3. The Committee asks the Government to continue providing statistics on Portuguese nationals working abroad, and the countries of origin of foreigners employed in Portugal and to communicate the results, if any, of the relevant activities of the labour inspection service, in accordance with the provisions of the Convention.
The Committee takes note of the information supplied in the Government's report. It asks the Government to continue to provide general information on the manner in which the Convention is applied in practice, in accordance with point V of the report form.
The Committee notes the information supplied in the Government's report, including the observation of the Confederation of Portuguese Industry (CIP) on the application of the Convention.
It further notes with satisfaction the adoption of Act No. 22/92 of 14 August 1992 repealing the reciprocity requirement, under Act No. 2127 of 3 August 1965, for migrant workers and members of their families in Portugal, to have access to compensation for industrial accidents and occupational diseases.
Article 6, paragraph 1(b), of the Convention. For many years, the Committee has been drawing the Government's attention to the need to remove the reciprocity requirement from Act No. 2127 of 3 August 1965 on industrial occupational accidents and diseases which is incompatible with Article 6 of the Convention concerning equality of treatment in respect of such benefits to all foreign workers without any condition of reciprocity. In its previous report the Government indicated that this legislation had been tacitly repealed as being incompatible with the Constitution, and stated its readiness to amend the Act to bring it into formal conformity with the Convention. In its last report the Government states that it considers Act No. 2127 as being still in force and in conformity with the Convention. The Government also refers in this connection to resolution No. 642/83 of 1 June 1983 as giving effect to the Convention on this point. However, section 10 of the resolution also contains a reciprocity requirement applicable to foreign workers as regards compensation for industrial accidents and occupational diseases.
Consequently, the Committee once again emphasises that the reciprocity requirement prescribed in these texts is not in conformity with the Convention. It again invites the Government to re-examine its position as regards the need to remove the reciprocity requirement in these two texts, in order to guarantee all foreign workers equality of treatment in respect of compensation for industrial accidents and occupational diseases without any condition of reciprocity.

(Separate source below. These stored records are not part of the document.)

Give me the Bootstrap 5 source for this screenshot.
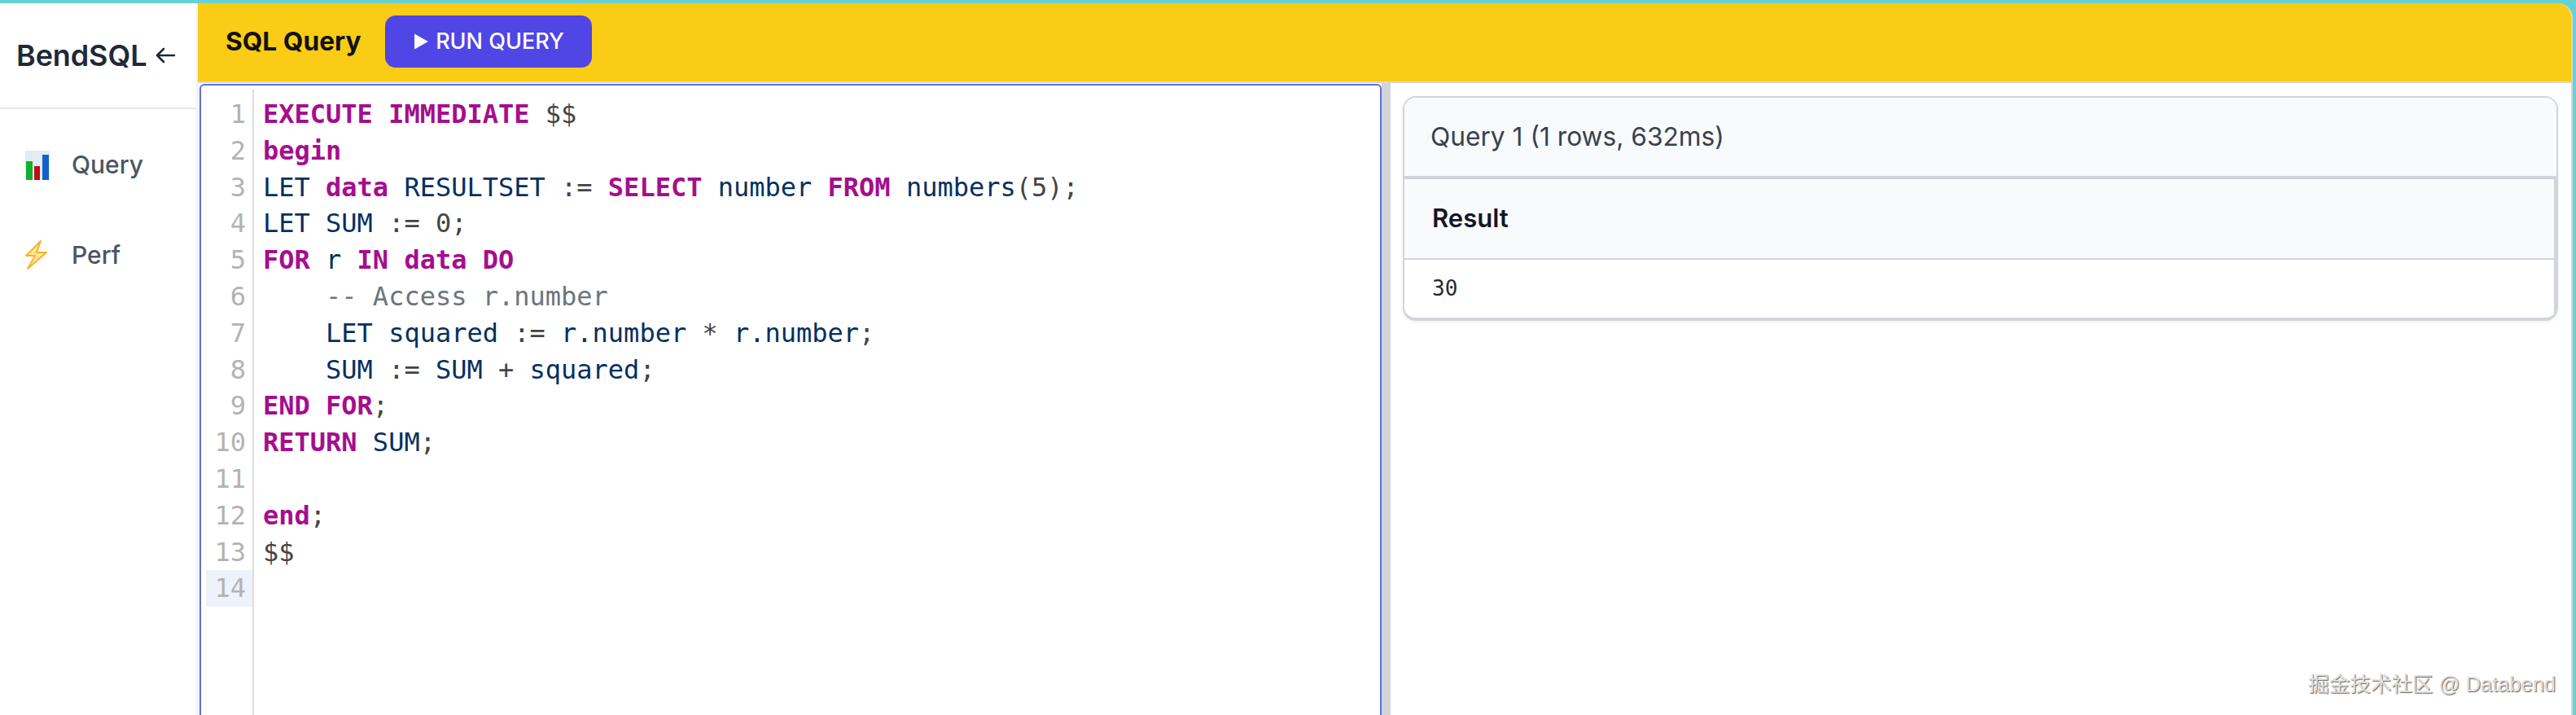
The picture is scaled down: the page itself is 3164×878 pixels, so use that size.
<!doctype html>
<html lang="en">
<head>
<meta charset="utf-8">
<title>BendSQL</title>
<link href="https://cdn.jsdelivr.net/npm/bootstrap@5.3.0/dist/css/bootstrap.min.css" rel="stylesheet">
<style>
html,body{height:100%;margin:0;overflow:hidden}
body{background:#67d2d2;font-family:Inter,"Liberation Sans",sans-serif;color:#1f2937}
.app-shell{height:878px;padding:4px 4px 0 0}
.side-rail{width:243px;flex:none;background:#fff;border-right:2px solid #f1f2f4}
.brand-box{height:130px;border-bottom:2px solid #e5e7eb;padding-left:20px;font-size:36px;font-weight:600;color:#1f2937;letter-spacing:-.1px}
.brand-box svg{width:26px;height:22px;margin-left:10px}
.rail-link{height:111px;padding-left:30px;font-size:30px;font-weight:500;color:#4b5563;text-decoration:none;gap:26px}
.rail-first{margin-top:13px}
.rail-link svg{width:32px;height:38px;flex:none}
.work-area{min-width:0;background:#fff;border-top-right-radius:18px;overflow:hidden;border-right:2px solid #d1d5db}
.top-strip{height:98px;background:#facc15;border-bottom:2px solid #d9d9d4;padding:0 0 0 34px;gap:30px;flex:none}
.strip-title{font-size:31.7px;font-weight:700;color:#111;margin:0;line-height:1;padding-bottom:2px}
.run-btn{width:254px;height:64px;background:#4f46e5;border:0;border-radius:13px;color:#fff;font-size:27px;font-weight:500;padding:0;margin-top:-2px;gap:8px}
.run-btn:hover{background:#4f46e5;color:#fff}
.run-btn svg{width:19px;height:22px}
.panes{min-height:0}
.editor-pane{width:1452px;flex:none;margin-left:2px;margin-top:1px;border:2px solid #5f6fd6;border-bottom:0;border-radius:6px 6px 0 0;padding-top:5px;font-family:"DejaVu Sans Mono","Liberation Mono",monospace;font-size:32px;line-height:44.8px;background:#fff;overflow:hidden}
.gutter-col{width:59px;flex:none;margin-left:6px;border-right:2px solid #ddd;padding-top:8px;color:#b3b3b3;text-align:right}
.gutter-num{padding-right:8px;height:44.8px}
.gutter-now{background:#edf2fb}
.code-col{padding:8px 0 0 11px;color:#444;min-width:0}
.code-row{height:44.8px;white-space:pre}
.kw{color:#a50e8d;font-weight:700}
.nm{color:#05305f}
.cm{color:#6c757d}
.split-bar{width:11px;flex:none;background:#d1d5db}
.result-pane{min-width:0;padding:16px 16px 0 15px;background:#fff}
.out-card{border:2px solid #d1d5db;border-bottom-width:4px;border-radius:16px;box-shadow:0 2px 4px rgba(0,0,0,.06);overflow:hidden;background:#fff}
.out-head{height:100px;background:#f9fafb;border-bottom:4px solid #d1d5db;padding:0 0 0 32px;font-size:31.7px;color:#374151;border-radius:0}
.out-table{margin:0;border-right:3px solid #d1d5db}
.out-table th{height:98px;background:#f9fafb;font-size:31px;font-weight:600;color:#111827;padding:0 0 0 34px;vertical-align:middle;border-bottom:2px solid #d1d5db}
.out-table td{height:72px;font-family:"DejaVu Sans Mono","Liberation Mono",monospace;font-size:26px;color:#1f2937;padding:0 0 0 34px;vertical-align:middle;border:0}
.wm-stamp{position:absolute;right:25px;bottom:23px;font-family:"Liberation Sans","Noto Sans CJK SC",sans-serif;font-size:25.5px;line-height:30px;color:#dedede;text-shadow:1px 1px 1px #666;white-space:nowrap}
</style>
</head>
<body>
<div class="app-shell d-flex position-relative">
  <aside class="side-rail d-flex flex-column">
    <div class="brand-box d-flex align-items-center">BendSQL<svg viewBox="0 0 26 22" fill="none" stroke="#1f2937" stroke-width="2.6" stroke-linecap="round" stroke-linejoin="round"><path d="M24 11H3M11 3l-8 8 8 8"/></svg></div>
    <nav class="nav flex-column">
      <a class="rail-link rail-first d-flex align-items-center" href="#">
        <svg viewBox="0 0 32 38"><rect x="1" y="1" width="30" height="36" fill="#e4ebf1"/><rect x="2" y="14" width="8" height="23" fill="#12b02c"/><rect x="12" y="20" width="7" height="17" fill="#bd0f14"/><rect x="22" y="6" width="8" height="31" fill="#0f62c9"/></svg>
        <span>Query</span></a>
      <a class="rail-link d-flex align-items-center" href="#">
        <svg viewBox="0 0 32 38"><path d="M20 1 2 19h11L4 35 27 15H15Z" fill="#ffe896" stroke="#f4b42c" stroke-width="2" stroke-linejoin="round"/></svg>
        <span>Perf</span></a>
    </nav>
  </aside>
  <main class="work-area flex-grow-1 d-flex flex-column">
    <header class="top-strip d-flex align-items-center">
      <h1 class="strip-title">SQL Query</h1>
      <button class="btn run-btn d-flex align-items-center justify-content-center" type="button"><svg viewBox="0 0 18 20"><path d="M1 1v18l16-9Z" fill="#fff"/></svg>RUN QUERY</button>
    </header>
    <div class="panes flex-grow-1 d-flex">
      <section class="editor-pane d-flex">
        <div class="gutter-col">
          <div class="gutter-num">1</div><div class="gutter-num">2</div><div class="gutter-num">3</div><div class="gutter-num">4</div><div class="gutter-num">5</div><div class="gutter-num">6</div><div class="gutter-num">7</div><div class="gutter-num">8</div><div class="gutter-num">9</div><div class="gutter-num">10</div><div class="gutter-num">11</div><div class="gutter-num">12</div><div class="gutter-num">13</div><div class="gutter-num gutter-now">14</div>
        </div>
        <div class="code-col flex-grow-1">
          <div class="code-row"><span class="kw">EXECUTE</span> <span class="kw">IMMEDIATE</span> $$</div>
          <div class="code-row"><span class="kw">begin</span></div>
          <div class="code-row"><span class="nm">LET</span> <span class="kw">data</span> <span class="nm">RESULTSET</span> := <span class="kw">SELECT</span> <span class="nm">number</span> <span class="kw">FROM</span> <span class="nm">numbers</span>(5);</div>
          <div class="code-row"><span class="nm">LET</span> <span class="nm">SUM</span> := 0;</div>
          <div class="code-row"><span class="kw">FOR</span> <span class="nm">r</span> <span class="kw">IN</span> <span class="kw">data</span> <span class="kw">DO</span></div>
          <div class="code-row cm">    -- Access r.number</div>
          <div class="code-row">    <span class="nm">LET</span> <span class="nm">squared</span> := <span class="nm">r.number</span> * <span class="nm">r.number</span>;</div>
          <div class="code-row">    <span class="nm">SUM</span> := <span class="nm">SUM</span> + <span class="nm">squared</span>;</div>
          <div class="code-row"><span class="kw">END</span> <span class="kw">FOR</span>;</div>
          <div class="code-row"><span class="kw">RETURN</span> <span class="nm">SUM</span>;</div>
          <div class="code-row"></div>
          <div class="code-row"><span class="kw">end</span>;</div>
          <div class="code-row">$$</div>
          <div class="code-row"></div>
        </div>
      </section>
      <div class="split-bar"></div>
      <section class="result-pane flex-grow-1">
        <div class="card out-card">
          <div class="card-header out-head d-flex align-items-center">Query 1 (1 rows, 632ms)</div>
          <table class="table out-table">
            <thead><tr><th scope="col">Result</th></tr></thead>
            <tbody><tr><td>30</td></tr></tbody>
          </table>
        </div>
      </section>
    </div>
  </main>
  <div class="wm-stamp">掘金技术社区 @ Databend</div>
</div>
<script src="https://cdn.jsdelivr.net/npm/bootstrap@5.3.0/dist/js/bootstrap.bundle.min.js"></script>
</body>
</html>
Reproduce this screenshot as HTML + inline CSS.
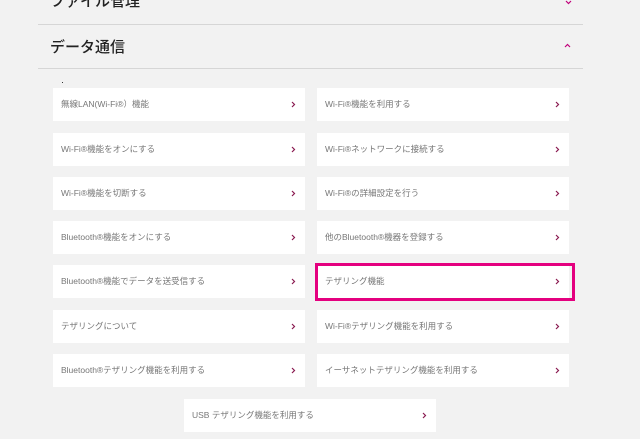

Article 6, paragraph 1(b), of the Convention. In earlier replies to the Committee's comments, the Government had indicated its readiness to take measures to bring Act No. 2127 of 3 August 1965 into full conformity with the Convention by removing the reciprocity requirement. The Committee notes, from the information supplied by the Government at the Conference Committee in 1988 concerning the application of Convention No. 19 that Act No. 2127 must be considered as tacitly revoked by virtue of the Constitution of 1976, which provides for equality of treatment for foreign workers and maintains in force the legislation adopted before the entry into force of the Constitution in so far as it is not inconsistent with the Constitution. The Committee therefore hopes that the Government will have no difficulty in formally repealing the inconsistent provisions of Act No. 2127 so as to leave no doubt or uncertainty as regards the applicable law, and that the next report will indicate the steps taken in this regard.